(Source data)
++++++

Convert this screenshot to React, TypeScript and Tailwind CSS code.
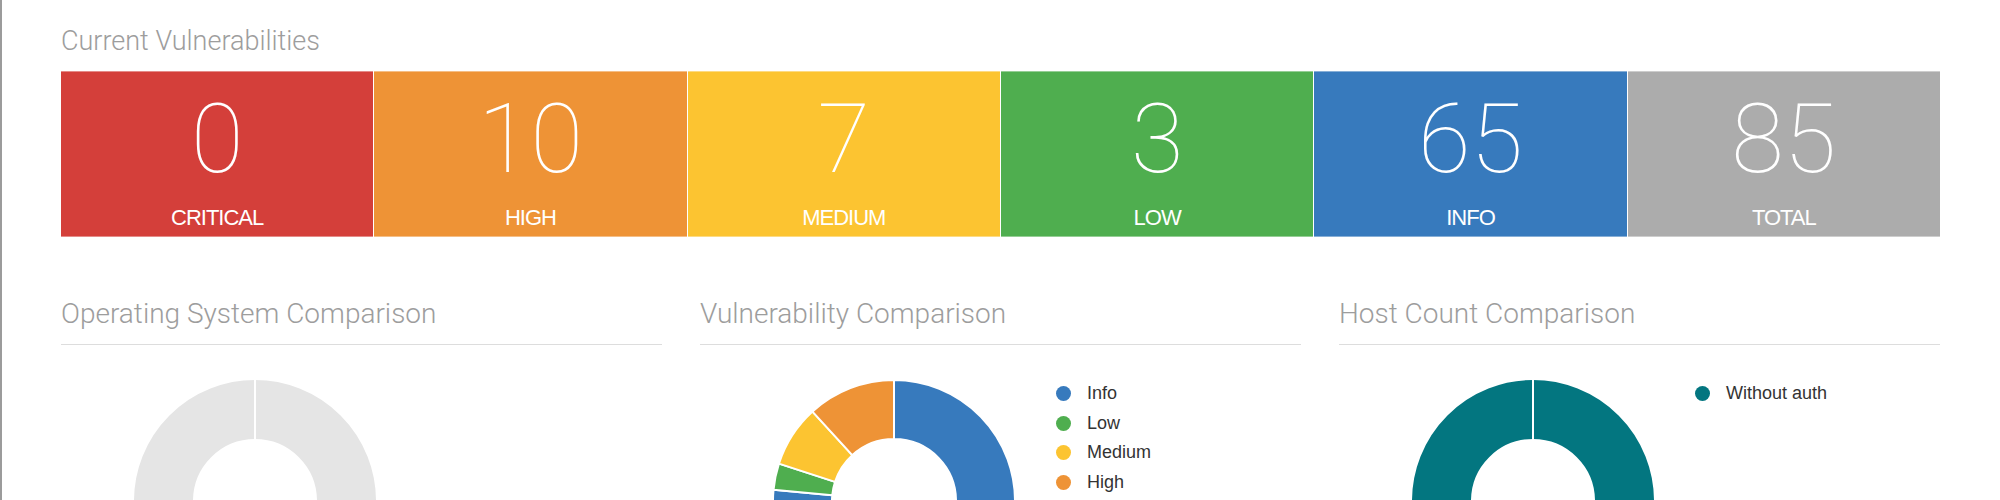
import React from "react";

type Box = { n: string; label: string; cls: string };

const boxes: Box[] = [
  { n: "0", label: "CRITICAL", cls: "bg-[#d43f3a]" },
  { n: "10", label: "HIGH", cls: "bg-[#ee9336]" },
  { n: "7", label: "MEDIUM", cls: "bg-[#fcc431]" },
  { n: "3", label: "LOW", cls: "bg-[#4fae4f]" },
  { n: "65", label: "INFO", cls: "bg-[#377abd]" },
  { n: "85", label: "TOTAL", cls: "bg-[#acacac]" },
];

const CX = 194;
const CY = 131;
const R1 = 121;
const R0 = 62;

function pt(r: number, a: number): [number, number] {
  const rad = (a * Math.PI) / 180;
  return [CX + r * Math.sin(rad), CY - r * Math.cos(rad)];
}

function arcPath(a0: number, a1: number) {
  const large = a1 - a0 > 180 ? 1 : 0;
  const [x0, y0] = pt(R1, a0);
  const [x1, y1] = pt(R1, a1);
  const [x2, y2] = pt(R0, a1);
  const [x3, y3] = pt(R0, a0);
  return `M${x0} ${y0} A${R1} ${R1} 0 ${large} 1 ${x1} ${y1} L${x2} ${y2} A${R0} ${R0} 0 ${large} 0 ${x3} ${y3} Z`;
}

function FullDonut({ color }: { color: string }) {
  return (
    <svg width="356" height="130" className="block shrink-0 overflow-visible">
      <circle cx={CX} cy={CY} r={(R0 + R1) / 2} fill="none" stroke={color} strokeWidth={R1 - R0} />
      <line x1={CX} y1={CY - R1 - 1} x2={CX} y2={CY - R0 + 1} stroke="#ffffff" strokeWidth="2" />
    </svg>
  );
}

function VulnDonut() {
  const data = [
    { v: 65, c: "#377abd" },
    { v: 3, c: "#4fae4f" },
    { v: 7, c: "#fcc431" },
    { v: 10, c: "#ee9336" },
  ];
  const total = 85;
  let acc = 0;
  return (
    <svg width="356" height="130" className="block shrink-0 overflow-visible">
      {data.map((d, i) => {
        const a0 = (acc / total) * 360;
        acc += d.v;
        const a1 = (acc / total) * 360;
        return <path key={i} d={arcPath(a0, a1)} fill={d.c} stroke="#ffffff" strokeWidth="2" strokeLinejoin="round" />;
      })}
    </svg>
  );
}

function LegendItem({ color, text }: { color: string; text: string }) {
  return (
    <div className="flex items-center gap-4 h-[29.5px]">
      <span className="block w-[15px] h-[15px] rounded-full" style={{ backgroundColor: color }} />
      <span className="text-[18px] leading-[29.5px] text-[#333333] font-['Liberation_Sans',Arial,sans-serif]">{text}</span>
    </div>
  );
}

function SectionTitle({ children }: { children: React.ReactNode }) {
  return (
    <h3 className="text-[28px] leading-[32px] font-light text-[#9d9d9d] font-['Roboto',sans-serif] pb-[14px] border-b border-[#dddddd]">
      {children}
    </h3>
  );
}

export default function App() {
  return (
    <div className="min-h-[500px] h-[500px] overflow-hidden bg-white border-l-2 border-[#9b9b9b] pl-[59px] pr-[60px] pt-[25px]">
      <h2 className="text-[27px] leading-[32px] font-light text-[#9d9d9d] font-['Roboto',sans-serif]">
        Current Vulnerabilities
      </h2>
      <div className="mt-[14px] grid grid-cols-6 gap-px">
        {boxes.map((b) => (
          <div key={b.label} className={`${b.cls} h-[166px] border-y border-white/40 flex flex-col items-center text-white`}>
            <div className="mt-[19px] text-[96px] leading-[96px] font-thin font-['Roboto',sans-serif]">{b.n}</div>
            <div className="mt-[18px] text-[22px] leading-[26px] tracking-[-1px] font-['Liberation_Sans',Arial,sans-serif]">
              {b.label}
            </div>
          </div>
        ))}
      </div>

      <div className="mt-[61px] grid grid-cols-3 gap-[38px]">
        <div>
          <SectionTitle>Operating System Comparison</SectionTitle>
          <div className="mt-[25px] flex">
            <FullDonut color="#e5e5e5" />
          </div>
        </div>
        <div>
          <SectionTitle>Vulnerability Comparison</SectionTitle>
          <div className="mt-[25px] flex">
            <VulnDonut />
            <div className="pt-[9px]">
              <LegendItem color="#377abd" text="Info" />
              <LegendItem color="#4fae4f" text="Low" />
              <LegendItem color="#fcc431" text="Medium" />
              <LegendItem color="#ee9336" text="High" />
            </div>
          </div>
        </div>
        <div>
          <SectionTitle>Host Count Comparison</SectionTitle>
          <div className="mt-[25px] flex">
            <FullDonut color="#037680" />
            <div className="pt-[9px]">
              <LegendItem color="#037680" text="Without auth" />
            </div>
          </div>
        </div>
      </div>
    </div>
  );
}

++++++

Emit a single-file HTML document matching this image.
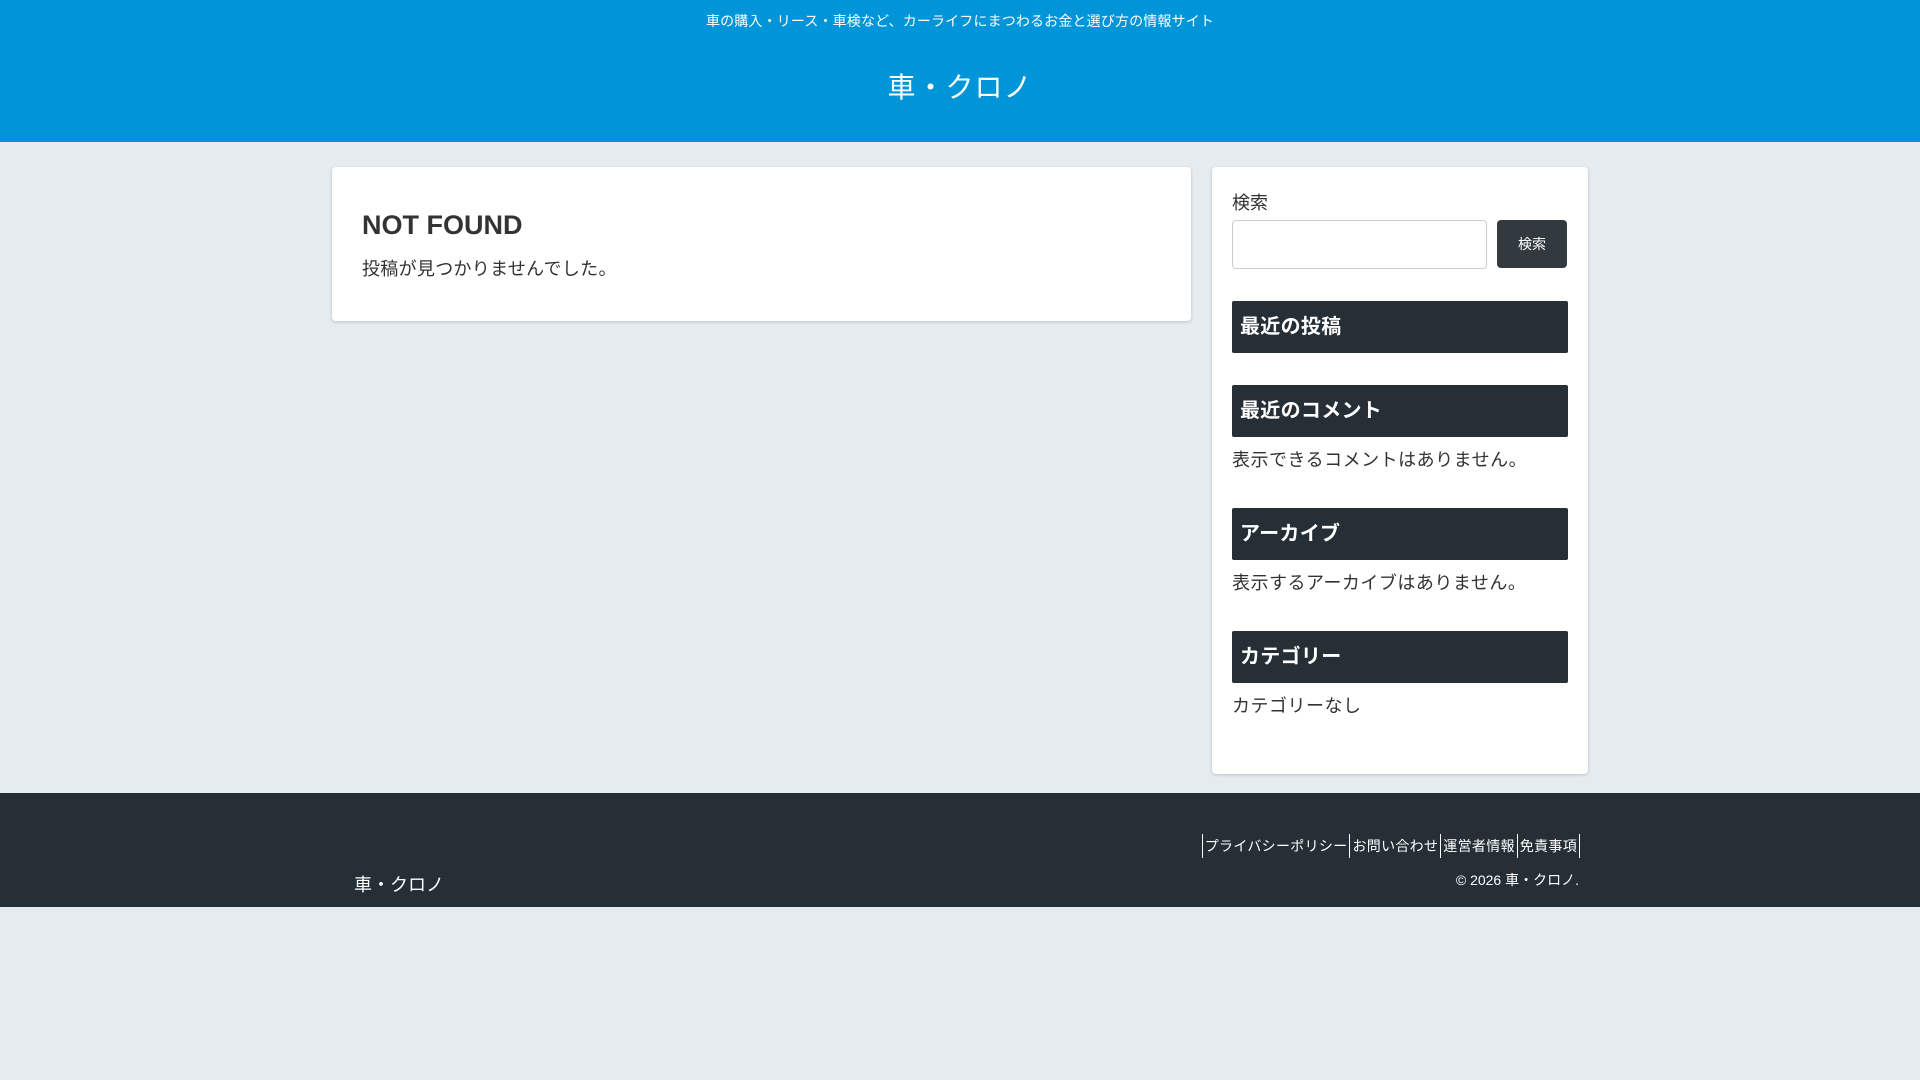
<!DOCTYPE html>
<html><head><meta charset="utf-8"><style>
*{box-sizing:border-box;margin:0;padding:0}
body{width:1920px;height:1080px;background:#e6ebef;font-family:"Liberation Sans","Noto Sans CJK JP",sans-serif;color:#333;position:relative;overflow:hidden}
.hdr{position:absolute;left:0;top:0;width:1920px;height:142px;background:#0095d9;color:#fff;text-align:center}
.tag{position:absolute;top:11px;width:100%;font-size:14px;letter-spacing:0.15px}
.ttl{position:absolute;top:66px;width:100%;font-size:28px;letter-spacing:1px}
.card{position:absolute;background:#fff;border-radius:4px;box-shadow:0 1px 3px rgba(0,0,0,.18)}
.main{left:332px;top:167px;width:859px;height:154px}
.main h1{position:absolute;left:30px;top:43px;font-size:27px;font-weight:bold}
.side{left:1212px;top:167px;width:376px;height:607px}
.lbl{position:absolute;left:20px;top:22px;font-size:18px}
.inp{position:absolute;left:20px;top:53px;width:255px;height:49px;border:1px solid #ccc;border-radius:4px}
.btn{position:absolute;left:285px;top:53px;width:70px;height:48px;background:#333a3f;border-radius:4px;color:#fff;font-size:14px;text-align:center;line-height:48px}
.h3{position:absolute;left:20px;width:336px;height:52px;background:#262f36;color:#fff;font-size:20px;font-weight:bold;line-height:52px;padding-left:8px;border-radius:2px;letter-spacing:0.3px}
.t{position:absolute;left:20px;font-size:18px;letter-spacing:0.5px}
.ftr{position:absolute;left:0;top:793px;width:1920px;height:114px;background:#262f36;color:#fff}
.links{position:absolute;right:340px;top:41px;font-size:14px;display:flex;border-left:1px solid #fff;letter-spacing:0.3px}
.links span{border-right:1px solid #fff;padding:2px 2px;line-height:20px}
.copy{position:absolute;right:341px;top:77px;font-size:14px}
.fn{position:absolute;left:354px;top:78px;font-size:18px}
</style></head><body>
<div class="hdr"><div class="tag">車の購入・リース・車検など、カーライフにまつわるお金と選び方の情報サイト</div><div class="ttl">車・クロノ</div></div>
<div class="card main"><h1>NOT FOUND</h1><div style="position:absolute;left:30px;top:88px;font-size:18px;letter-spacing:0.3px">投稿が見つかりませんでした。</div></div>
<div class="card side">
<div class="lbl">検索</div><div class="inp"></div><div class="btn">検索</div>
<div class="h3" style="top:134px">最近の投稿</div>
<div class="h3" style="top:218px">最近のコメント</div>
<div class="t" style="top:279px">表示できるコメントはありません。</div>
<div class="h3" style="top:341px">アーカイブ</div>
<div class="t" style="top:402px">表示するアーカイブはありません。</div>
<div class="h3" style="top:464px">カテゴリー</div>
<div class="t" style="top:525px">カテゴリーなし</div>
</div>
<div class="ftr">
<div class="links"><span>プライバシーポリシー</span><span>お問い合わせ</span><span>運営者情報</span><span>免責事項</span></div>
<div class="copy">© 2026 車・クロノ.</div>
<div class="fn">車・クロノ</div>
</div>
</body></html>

++++++

## TASK REQUIREMENTS
Keep to the lines between the line with "Convert this screenshot" and the line with "string; label: string;", inclusive, and transcribe them without pictures.

## COMPLETED EXERCISE
Convert this screenshot to React, TypeScript and Tailwind CSS code.
import React from "react";

type Box = { n: string; label: string; cls: string };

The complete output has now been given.